Entre as teorias da conspiração que proliferam com a pandemia da covid-19, o movimento QAnon, nascido em círculos pró-Donald Trump nos Estados Unidos em 2017, abre caminho lentamente, mas com segurança, na Europa, alimentando-se dos temores que vieram à tona com a crise global da saúde – é o que dizem especialistas ouvidos pela reportagem da agência de notícias France-Presse (AFP).
Bem conhecido nos EUA, o fenômeno ainda é marginal do outro lado do Atlântico, mas nos últimos meses ganhou visibilidade. Está presente nas redes sociais, seu principal local de incubação, e nas recentes manifestações contra as medidas restritivas de saúde em Berlim, Londres ou Paris, onde os slogans do QAnon ecoaram nas ruas.
O nome da teoria vem de Q, um misterioso funcionário que estaria tentando frustrar esse complô. A QAnon afirma que os EUA são governados por forças ocultas, envolvidas em redes pedófilas internacionais, as quais buscam estabelecer uma “nova ordem mundial”. Apenas o presidente Trump, que nunca negou abertamente os QAnons, poderia derrubá-los.
— Muito centrada nos EUA no início, essa teoria, cuja narrativa se baseia em elites e redes de pedofilia, se adapta muito facilmente aos problemas locais — diz Chine Labbé, diretora da Newsguard, uma organização que analoisa notícias.
Os locais da QAnon na Europa apareceram no final de 2019 e no início de 2020, mas sua popularidade aumentou com a pandemia e com o confinamento, observa Labbé. A Newsguard, que estudou sites, páginas e contas da QAnon no Reino Unido, na Alemanha, na França e na Itália, contabilizava cerca de 450 mil seguidores no final de julho.
Surgida em sites confidenciais, a teoria QAnon está-se espalhando para sites populares de notícias falsas na Europa e adapta-se aos contextos políticos locais. Na Alemanha ou na França, por exemplo, Angela Merkel e Emmanuel Macron são apresentados como peões do chamado “Estado profundo”.
— QAnon é uma esponja para as teorias da conspiração. Tudo, de mitologias antissemitas a 5G, ou à máscara, passando pela ficção científica. O arco de absorção é fenomenal — aponta Tristan Mendes France, que ensina culturas digitais na Universidade de Paris. — E as diferentes teorias se alimentam umas das outras. Seu ponto forte se baseia na “pedocriminalidade”: se você questiona a luta dele, você apoia a pedofilia.
O “Pizzagate” e a extrema-direita
Algumas personalidades europeias popularizaram as teses de QAnon, como o cantor alemão Xavier Naidoo.

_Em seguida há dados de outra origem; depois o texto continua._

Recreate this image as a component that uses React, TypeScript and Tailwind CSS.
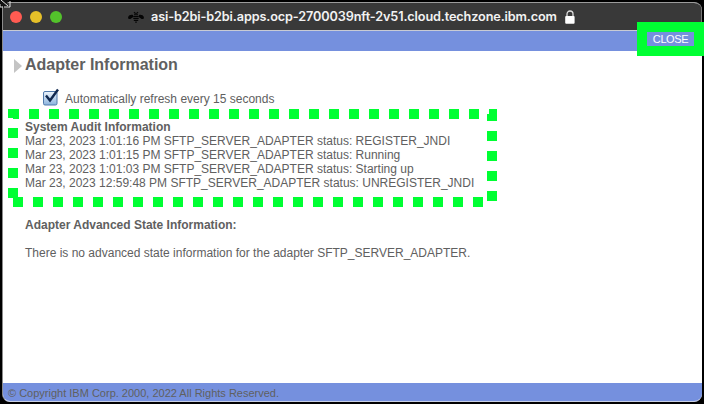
import React from 'react';

const range = (start: number, end: number, step = 20) => {
  const out: number[] = [];
  for (let v = start; v <= end; v += step) out.push(v);
  return out;
};

const logs = [
  'Mar 23, 2023 1:01:16 PM SFTP_SERVER_ADAPTER status: REGISTER_JNDI',
  'Mar 23, 2023 1:01:15 PM SFTP_SERVER_ADAPTER status: Running',
  'Mar 23, 2023 1:01:03 PM SFTP_SERVER_ADAPTER status: Starting up',
  'Mar 23, 2023 12:59:48 PM SFTP_SERVER_ADAPTER status: UNREGISTER_JNDI',
];

function Bee() {
  return (
    <svg className="ml-[66px] h-3 w-4 shrink-0" viewBox="0 0 16 12" fill="#050505">
      <path d="M5.200 4.200C3.500 3.200.8 4 .2 6c-.5 1.800.8 2.500 2.200 1.900L5.200 6zM10.800 4.200c1.700-1 4.400-.2 5 1.800.5 1.800-.8 2.500-2.200 1.900L10.800 6z" />
      <path d="M6 1.200 7 2.300h2l1-1.100M6 3.700h4M5.300 5.600h5.400M5.300 7.500h5.400M5.800 9.400h4.400M7.200 11.100h1.600" stroke="#050505" strokeWidth="1.100" fill="none" />
    </svg>
  );
}

function Lock() {
  return (
    <svg className="ml-2 h-[14px] w-[10px] shrink-0" viewBox="0 0 10 14">
      <path d="M2 7V4a3 3 0 0 1 6 0v3" fill="none" stroke="#dedede" strokeWidth="1.300" />
      <rect x="0.200" y="6" width="9.400" height="7.700" rx="1" fill="#fff" />
    </svg>
  );
}

function DashedFrame() {
  return (
    <svg className="pointer-events-none absolute left-0 top-0 h-[404px] w-[704px]" viewBox="0 0 704 404" fill="#00ff33" shapeRendering="crispEdges">
      <path d="M8 109h11v10h-6v-1H8zM489 109h8v12h-10v-7h2z" />
      {range(29, 469).map((x) => <rect key={`t${x}`} x={x} y={109} width={10} height={10} />)}
      {range(13, 473).map((x) => <rect key={`b${x}`} x={x} y={197} width={10} height={10} />)}
      {range(128, 188).map((y) => <rect key={`l${y}`} x={8} y={y} width={10} height={10} />)}
      {range(131, 191).map((y) => <rect key={`r${y}`} x={487} y={y} width={10} height={10} />)}
    </svg>
  );
}

export default function App() {
  return (
    <div className="relative h-[404px] w-[704px] overflow-hidden bg-black pl-[2px] pt-[2px] font-['Liberation_Sans',Arial,sans-serif] text-[12px] leading-[14px] text-[#606060]">
      <div className="flex h-[400px] w-[700px] flex-col overflow-hidden rounded-b-[8px] rounded-tr-[8px] border-b border-l border-t border-b-[#c9d0e4] border-l-[#8c8c8c] border-t-[#9c9c9c] bg-white">
        <header className="flex h-[28px] shrink-0 items-center border-b border-r border-b-[#c8cbd4] border-r-[#777] bg-[#393939] pl-[7px]">
          <div className="flex gap-2">
            <span className="h-3 w-3 rounded-full bg-[#ff5b52]" />
            <span className="h-3 w-3 rounded-full bg-[#e6c029]" />
            <span className="h-3 w-3 rounded-full bg-[#53c22b]" />
          </div>
          <Bee />
          <span className="ml-[7px] w-[406px] whitespace-nowrap font-[Inter,sans-serif] text-[12.700px] font-semibold leading-4 tracking-[-0.130px] text-[#f2f2f2]">asi-b2bi-b2bi.apps.ocp-2700039nft-2v51.cloud.techzone.ibm.com</span>
          <Lock />
        </header>
        <div className="h-5 shrink-0 bg-[#7590de]" />
        <main className="flex-1 pl-[22px]">
          <div className="-ml-[11px] flex h-[27px] items-center">
            <svg className="mt-[3px] h-[14px] w-2" viewBox="0 0 8 14"><path d="M0 0 8 7 0 14z" fill="#c4c4c4" /></svg>
            <h1 className="ml-[3px] whitespace-nowrap text-[16px] font-bold leading-5">Adapter Information</h1>
          </div>
          <label className="ml-[18px] mt-[10px] flex h-[18px] items-center">
            <svg className="h-[18px] w-[17px]" viewBox="0 0 17 18">
              <defs><linearGradient id="box" x2="0" y2="1"><stop stopColor="#eef5fc" /><stop offset="1" stopColor="#8bb3de" /></linearGradient></defs>
              <rect x=".5" y="3.500" width="13.500" height="13.500" rx="1.500" fill="url(#box)" stroke="#5079ab" />
              <path d="m3 7.500 4 5 8-11" fill="none" stroke="#10284f" strokeWidth="2.400" />
            </svg>
            <span className="ml-[5px] mt-[3px] whitespace-nowrap">Automatically refresh every 15 seconds</span>
          </label>
          <section className="mt-[14px] whitespace-nowrap">
            <h2 className="font-bold">System Audit Information</h2>
            {logs.map((line) => <p key={line}>{line}</p>)}
          </section>
          <section className="mt-[28px] whitespace-nowrap">
            <h2 className="font-bold">Adapter Advanced State Information:</h2>
            <p className="mt-[14px]">There is no advanced state information for the adapter SFTP_SERVER_ADAPTER.</p>
          </section>
        </main>
        <footer className="flex h-[18px] shrink-0 items-center whitespace-nowrap bg-[#7590de] pl-[5px] pt-[2px] text-[11px]">© Copyright IBM Corp. 2000, 2022 All Rights Reserved.</footer>
      </div>
      <DashedFrame />
      <div className="absolute left-[637px] top-[22px] flex h-[34px] w-[67px] items-center bg-[#00ff33] pl-[10px]">
        <button className="h-[14px] w-[47px] whitespace-nowrap bg-[#7590de] text-center text-[11px] leading-[13px] tracking-[-0.400px] text-white">CLOSE</button>
      </div>
      <svg className="absolute left-0 top-0 h-[8px] w-[11px]" viewBox="0 0 11 8">
        <path d="M0 0h9v1L6 4l3 2v1.500H3L0 3z" fill="#111" /><path d="m1 0 7 6M10 1v6H4M0 4v3h3" fill="none" stroke="#e5e5e5" />
      </svg>
    </div>
  );
}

No Reino Unido, o cantor Robbie Williams difundiu em junho a teoria do Pizzagate – precursora do movimento QAnon em 2016 –, segundo a qual uma pizzaria em Washington serviu de esconderijo para uma elite democrata pedófila.
Há uma preocupação com as ligações entre a QAnon e a extrema-direita. Na Alemanha, a teoria foi imitada por extremistas que se opõem ao acolhimento de refugiados e por partidários da teoria da “Grande Substituição”, diz o pesquisador Miro Dittrich:
— A ligação entre a cena conspiratória e a cena da extrema direita é lamentavelmente lógica.
Na França, a teoria chegou pelo canal do conspirador direitista de Québec Alexis Cossette, diz Mendes France. Considerado pelo FBI (a polícia federal americana) uma possível ameaça terrorista, na Europa o movimento é “um fenômeno a monitorar”, diz o pesquisador, preocupado com “a exaltação e o radicalismo” de algumas pessoas.
Chine Labbé observa:
— Você pode achar de tudo nos seguidores de QAnon, incluindo quem transmite as teorias sem maldade, que às vezes faz perguntas legítimas sobre a pandemia.
Uma fonte do governo francês complementa:
— Há quem se deixe levar pelo delírio, quem surfe na onda e, sem dúvida, aqueles que têm uma agenda política, mesmo que seja difícil determinar isso. Pode ou não desaparecer. O que seria dramático é os partidos políticos tentarem usar esse tipo de movimento.